Rekening houdend met bovenstaande feiten had ik zo mijn voorbereidingen getroffen. Die avond zou ik met familie gaan eten. Op tweede kerstdag trouwens ook, maar dan zouden ook mijn dochters aanschuiven. Behalve dat ik die eeuwige visschotel bestelde, had ik een kennisquiz gemaakt en ook waren er een aantal cadeautjes gekocht. Maar dat terzijde.

Die ochtend in het ziekenhuis bleek dat ik koorts had. Niet heel verrassend, want de avond daarvoor voelde ik mij al niet tof. Toen in de loop van de ochtend de arts vertelde dat er weer foute bacteriën in mijn bloed zaten, kreeg ik de boodschap die wel te verwachten was. Het verblijf werd met zeker één nacht verlengd. Urine, kweek, juiste antibioticum vinden, blablabla. Inmiddels weet ik dan wel hoe laat het is. Dat betekent wel meer dan één nacht extra logeren.

Al met al mocht ik zondagochtend hotel Isala verlaten. Een dag eerder had in principe ook gekund, want die ochtend kreeg ik te horen dat het juiste antibioticum in tabletvorm beschikbaar was. Dé belangrijkste voorwaarde om mij te laten vertrekken.
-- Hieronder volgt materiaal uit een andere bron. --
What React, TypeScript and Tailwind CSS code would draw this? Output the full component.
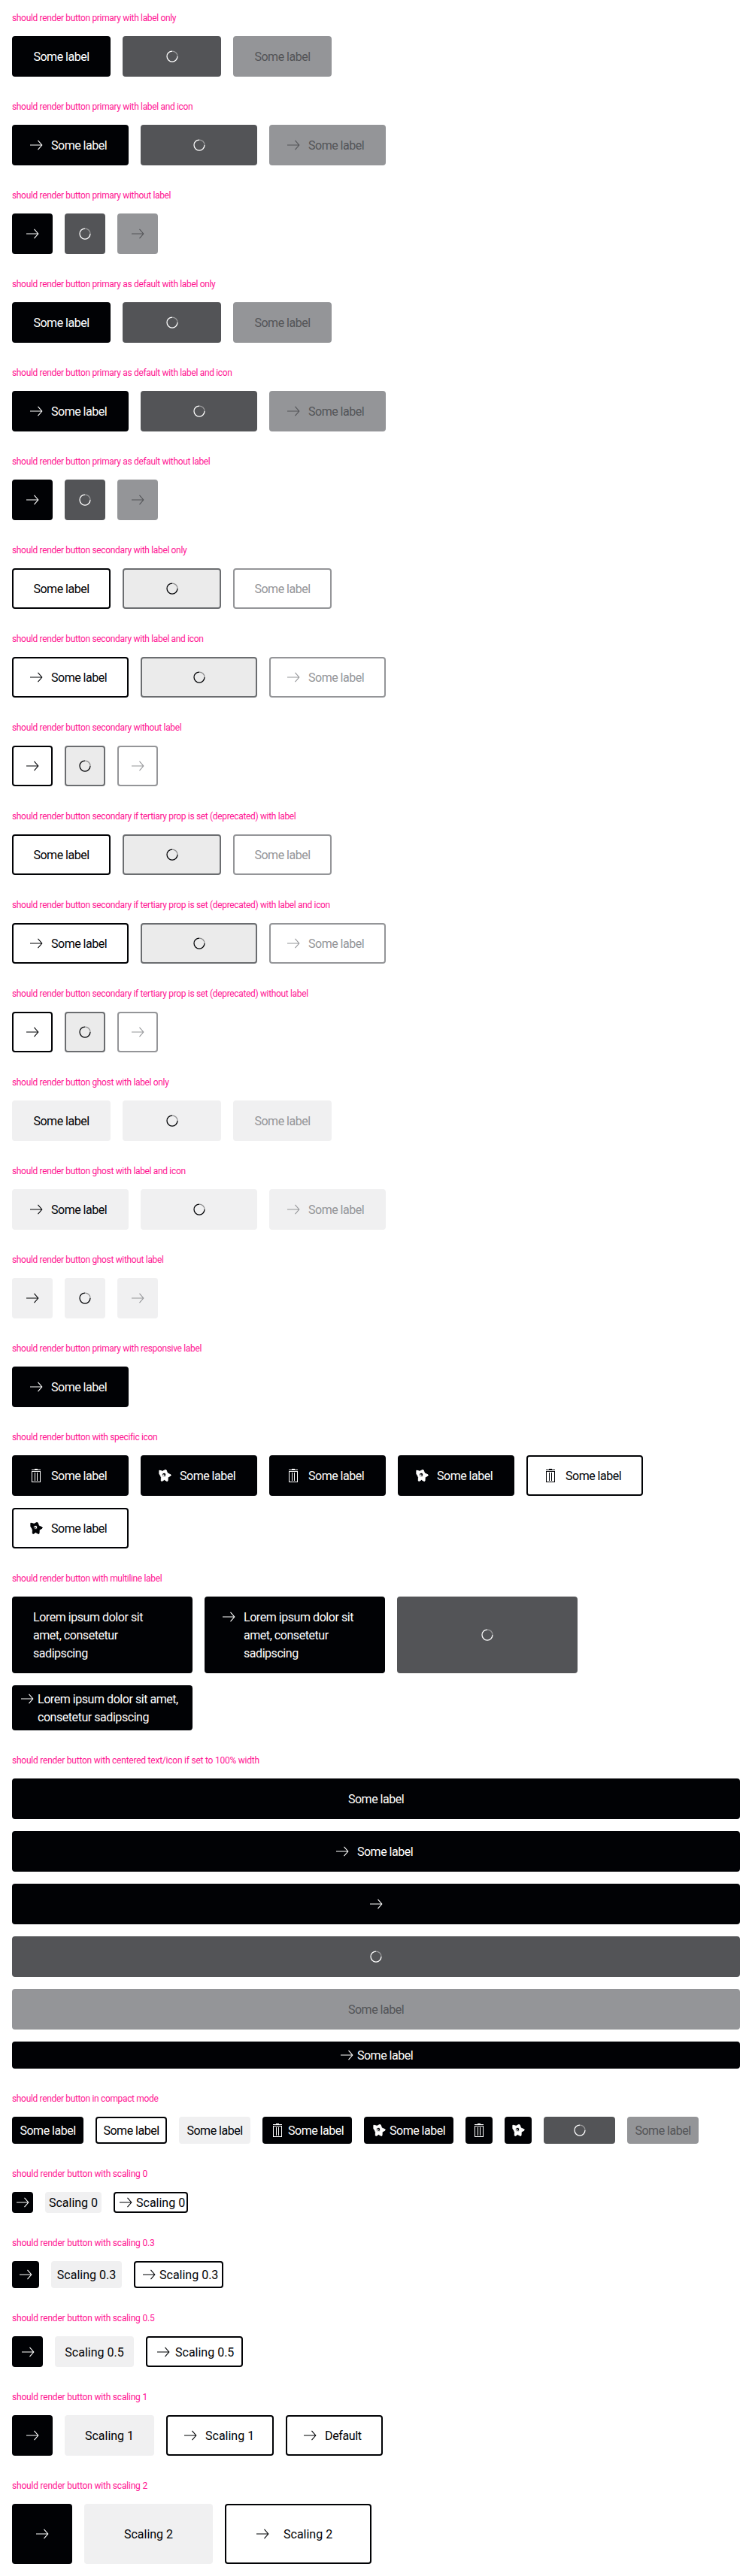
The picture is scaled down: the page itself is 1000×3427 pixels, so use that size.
import React from "react";

type Variant = "primary" | "secondary" | "ghost";
type State = "normal" | "loading" | "disabled";
type IconName = "arrow" | "trash" | "star";
type Size = "s0" | "s3" | "compact" | "s5" | "s1" | "s2";

const colors: Record<Variant, Record<State, string>> = {
  primary: {
    normal: "bg-[#010205] border-[#010205] text-white",
    loading: "bg-[#535457] border-[#535457] text-white",
    disabled: "bg-[#949598] border-[#949598] text-[#535457]",
  },
  secondary: {
    normal: "bg-white border-[#010205] text-[#010205]",
    loading: "bg-[#ebebeb] border-[#6b6d70] text-[#010205]",
    disabled: "bg-white border-[#949598] text-[#949598]",
  },
  ghost: {
    normal: "bg-[#f0f0f1] border-[#f0f0f1] text-[#010205]",
    loading: "bg-[#f0f0f1] border-[#f0f0f1] text-[#010205]",
    disabled: "bg-[#f0f0f1] border-[#f0f0f1] text-[#949598]",
  },
};

const sizes: Record<Size, { pad: string; square: string; gap: string; lead: string }> = {
  s0: { pad: "py-0", square: "w-7", gap: "gap-[2px]", lead: "pl-[2px]" },
  s3: { pad: "py-1", square: "w-9", gap: "gap-[2px]", lead: "pl-[6px]" },
  compact: { pad: "py-1", square: "w-9", gap: "gap-[2px]", lead: "pl-[6px]" },
  s5: { pad: "py-[6.5px]", square: "w-[41px]", gap: "gap-1", lead: "pl-[9px]" },
  s1: { pad: "py-[13px]", square: "w-[54px]", gap: "gap-2", lead: "pl-[18px]" },
  s2: { pad: "py-[26px]", square: "w-20", gap: "gap-4", lead: "pl-[36px]" },
};

function Icon({ name }: { name: IconName }) {
  if (name === "arrow")
    return (
      <svg viewBox="0 0 24 24" className="size-6 shrink-0" fill="none" stroke="currentColor" strokeWidth="1.1">
        <path d="M4 12h15.5M14.5 5.8l5.3 6.2-5.3 6.2" />
      </svg>
    );
  if (name === "trash")
    return (
      <svg viewBox="0 0 24 24" className="size-6 shrink-0" fill="currentColor">
        <path d="M10 3h4v1h4v1H6V4h4zM6 6h12v15H6zm1 1v13h10V7zM10 8h1v11h-1zM13 8h1v11h-1z" fillRule="evenodd" />
      </svg>
    );
  return (
    <svg viewBox="0 0 24 24" className="size-6 shrink-0" fill="currentColor">
      <path
        fillRule="evenodd"
        stroke="currentColor"
        strokeWidth="1"
        strokeLinejoin="round"
        d="M4.900 5.200L9.300 6.300 12.600 4.600 14.100 4.800 15.600 8.800 20.200 11 20.100 12 16.200 14.400 16 19.100 14.900 19.400 11.500 17.500 8.400 19.400 7.300 19 7.400 14.500 6.500 12.300 4.900 9.800zM11.200 8.300a2.600 2.600 0 1 0 0 5.200 2.600 2.600 0 0 0 0-5.200z"
      />
      <circle cx="10.600" cy="11.600" r="1.100" />
    </svg>
  );
}

function Spinner() {
  return (
    <svg viewBox="0 0 24 24" className="size-6 shrink-0" fill="none" stroke="currentColor" strokeWidth="1.25">
      <path d="M12 5a7 7 0 0 1 7 7" opacity="0.4" />
      <path d="M12 5a7 7 0 1 0 7 7" />
    </svg>
  );
}

interface ButtonProps {
  v?: Variant;
  state?: State;
  icon?: IconName;
  label?: string;
  size?: Size;
  w?: string;
  center?: boolean;
  top?: boolean;
  tracking?: string;
}

function Button({
  v = "primary",
  state = "normal",
  icon,
  label,
  size = "s1",
  w,
  center,
  top,
  tracking = "tracking-[-0.5px]",
}: ButtonProps) {
  const s = sizes[size];
  const width = w ?? (label ? (icon ? "w-[155px]" : "w-[131px]") : s.square);
  const lead = state !== "loading" && icon && label && !center;
  return (
    <button
      type="button"
      className={`flex rounded border-2 ${top ? "items-start" : "items-center"} ${colors[v][state]} ${s.pad} ${s.gap} ${width} ${
        lead ? s.lead : "justify-center"
      }`}
    >
      {state === "loading" ? (
        <Spinner />
      ) : (
        <>
          {icon && <Icon name={icon} />}
          {label && (
            <span className={`-mb-px whitespace-pre pt-px text-left text-base leading-6 ${tracking}`}>{label}</span>
          )}
        </>
      )}
    </button>
  );
}

function Section({
  title,
  tracking = "tracking-[-0.34px]",
  children,
}: {
  title: string;
  tracking?: string;
  children: React.ReactNode;
}) {
  return (
    <section>
      <h2 className={`mb-4 h-4 whitespace-nowrap text-xs leading-4 text-[#ff1493] ${tracking}`}>{title}</h2>
      <div className="flex flex-wrap gap-4">{children}</div>
    </section>
  );
}

const states: State[] = ["normal", "loading", "disabled"];
const kinds: { label?: string; icon?: IconName }[] = [
  { label: "Some label" },
  { label: "Some label", icon: "arrow" },
  { icon: "arrow" },
];

const groups: { v: Variant; titles: string[] }[] = [
  {
    v: "primary",
    titles: [
      "should render button primary with label only",
      "should render button primary with label and icon",
      "should render button primary without label",
    ],
  },
  {
    v: "primary",
    titles: [
      "should render button primary as default with label only",
      "should render button primary as default with label and icon",
      "should render button primary as default without label",
    ],
  },
  {
    v: "secondary",
    titles: [
      "should render button secondary with label only",
      "should render button secondary with label and icon",
      "should render button secondary without label",
    ],
  },
  {
    v: "secondary",
    titles: [
      "should render button secondary if tertiary prop is set (deprecated) with label",
      "should render button secondary if tertiary prop is set (deprecated) with label and icon",
      "should render button secondary if tertiary prop is set (deprecated) without label",
    ],
  },
  {
    v: "ghost",
    titles: [
      "should render button ghost with label only",
      "should render button ghost with label and icon",
      "should render button ghost without label",
    ],
  },
];

const L = "Some label";
const LOREM = "Lorem ipsum dolor sit\namet, consetetur\nsadipscing";
const NORMAL = "tracking-[0px]";
const NUMERIC = "tracking-[-0.2px]";

export default function App() {
  return (
    <main className="flex flex-col gap-8 bg-white p-4 font-['Roboto',sans-serif]">
      {groups.flatMap((g) =>
        g.titles.map((title, i) => (
          <Section key={title} title={title}>
            {states.map((st) => (
              <Button key={st} v={g.v} state={st} {...kinds[i]} />
            ))}
          </Section>
        )),
      )}
      <Section title="should render button primary with responsive label">
        <Button icon="arrow" label={L} />
      </Section>
      <Section title="should render button with specific icon">
        <Button icon="trash" label={L} />
        <Button icon="star" label={L} />
        <Button icon="trash" label={L} />
        <Button icon="star" label={L} />
        <Button v="secondary" icon="trash" label={L} />
        <Button v="secondary" icon="star" label={L} />
      </Section>
      <Section title="should render button with multiline label">
        <div className="flex gap-4">
          <button type="button" className="flex w-60 rounded border-2 border-[#010205] bg-[#010205] py-[13px] pl-[26px] text-white">
            <span className="-mb-px whitespace-pre pt-px text-left text-base leading-6 tracking-[-0.45px]">{LOREM}</span>
          </button>
          <Button icon="arrow" label={LOREM} w="w-60" top tracking="tracking-[-0.45px]" />
          <Button state="loading" w="w-60" />
        </div>
        <div className="flex w-full">
          <button type="button" className="flex w-60 items-start gap-[2px] rounded border-2 border-[#010205] bg-[#010205] py-1 pl-[6px] text-white">
            <Icon name="arrow" />
            <span className="-mb-px whitespace-pre pt-px text-left text-base leading-6 tracking-[-0.45px]">
              {"Lorem ipsum dolor sit amet,\nconsetetur sadipscing"}
            </span>
          </button>
        </div>
      </Section>
      <Section
        title="should render button with centered text/icon if set to 100% width"
        tracking="tracking-[-0.23px]"
      >
        <Button label={L} w="w-full" />
        <Button icon="arrow" label={L} w="w-full pr-2" center />
        <Button icon="arrow" w="w-full" />
        <Button state="loading" w="w-full" />
        <Button state="disabled" label={L} w="w-full" />
        <Button icon="arrow" label={L} w="w-full pr-[2px]" size="compact" center />
      </Section>
      <Section title="should render button in compact mode">
        <Button size="compact" label={L} w="w-[95px]" />
        <Button size="compact" v="secondary" label={L} w="w-[95px]" />
        <Button size="compact" v="ghost" label={L} w="w-[95px]" />
        <Button size="compact" icon="trash" label={L} w="w-[119px]" />
        <Button size="compact" icon="star" label={L} w="w-[119px]" />
        <Button size="compact" icon="trash" />
        <Button size="compact" icon="star" />
        <Button size="compact" state="loading" w="w-[95px]" />
        <Button size="compact" state="disabled" label={L} w="w-[95px]" />
      </Section>
      <Section title="should render button with scaling 0" tracking={NUMERIC}>
        <Button size="s0" icon="arrow" />
        <Button size="s0" v="ghost" label="Scaling 0" w="w-[75px]" tracking={NORMAL} />
        <Button size="s0" v="secondary" icon="arrow" label="Scaling 0" w="w-[99px]" tracking={NORMAL} />
      </Section>
      <Section title="should render button with scaling 0.3" tracking={NUMERIC}>
        <Button size="s3" icon="arrow" />
        <Button size="s3" v="ghost" label="Scaling 0.3" w="w-[94px]" tracking={NORMAL} />
        <Button size="s3" v="secondary" icon="arrow" label="Scaling 0.3" w="w-[119px]" tracking={NORMAL} />
      </Section>
      <Section title="should render button with scaling 0.5" tracking={NUMERIC}>
        <Button size="s5" icon="arrow" />
        <Button size="s5" v="ghost" label="Scaling 0.5" w="w-[105px]" tracking={NORMAL} />
        <Button size="s5" v="secondary" icon="arrow" label="Scaling 0.5" w="w-[129px]" tracking={NORMAL} />
      </Section>
      <Section title="should render button with scaling 1" tracking={NUMERIC}>
        <Button icon="arrow" />
        <Button v="ghost" label="Scaling 1" w="w-[119px]" tracking={NORMAL} />
        <Button v="secondary" icon="arrow" label="Scaling 1" w="w-[143px]" tracking={NORMAL} />
        <Button v="secondary" icon="arrow" label="Default" w="w-[129px]" tracking="tracking-[-0.35px]" />
      </Section>
      <Section title="should render button with scaling 2" tracking={NUMERIC}>
        <Button size="s2" icon="arrow" />
        <Button size="s2" v="ghost" label="Scaling 2" w="w-[171px]" tracking={NORMAL} />
        <Button size="s2" v="secondary" icon="arrow" label="Scaling 2" w="w-[195px]" tracking={NORMAL} />
      </Section>
    </main>
  );
}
Eerlijk gezegd had ik daar al helemaal op gehoopt. De vrijdag daarvoor, het was derde kerstdag, voelde ik mij nog super goed en klaar om naar huis te gaan. Verplicht blijven zou heel frustrerend zijn. Maar net op dat moment voelde ik mij juist behoorlijk slappehap. In overleg met de arts maar besloten even morgen af te wachten. Die schommeling verbaasde mij wel. Het zou heel goed kunnen komen door dat nare voorval. De avond daarvoor beleefde ik het dieptepunt van de afgelopen dagen.

‘s Avonds moest ik naar het toilet. In het ziekenhuis betekent dat in mijn geval op bed op de po zitten. Daar heb ik zo’n schijt aan. Heel oncomfortabel! Eenmaal in de minst nare positie zittend, werd die ene zwenkbare stang goed gepositioneerd. Daarop zit een knop, zodat ik met mijn kin assistentie kan oproepen. ‘Dan komen wij zo spoedig mogelijk als het nodig is’, wordt nog gezegd. Als ik enkele minuten later om assistentie wil vragen, om iets anders te gaan zitten, kantelt de stang met onmisbare knop bij de eerste de beste aanraking naar buiten mijn bereik. Aai, nu had ik een probleem. Nou ja, het zou wel niet lang duren voordat de verpleegkundigen onraad ruiken. Toch?

Werd ik om stipt 21:00 door hen alleen gelaten en raakte ik enkele minuten later volledig uitgeschakeld, om 22:10 ging de deur van de kamer eindelijk weer open. Of het geluk was, werd mij ook nog gevraagd. Mijn reactie moge duidelijk zijn. Het kwam er dus gewoon op neer dat men mij vergeten was. Sorry, sorry, werkdruk, ‘ik weet het, daar heeft u niets aan.’

In mineurstemming, met een zere kont en bekaf van het schreeuwen, word ik daarna maar klaargemaakt voor de nacht.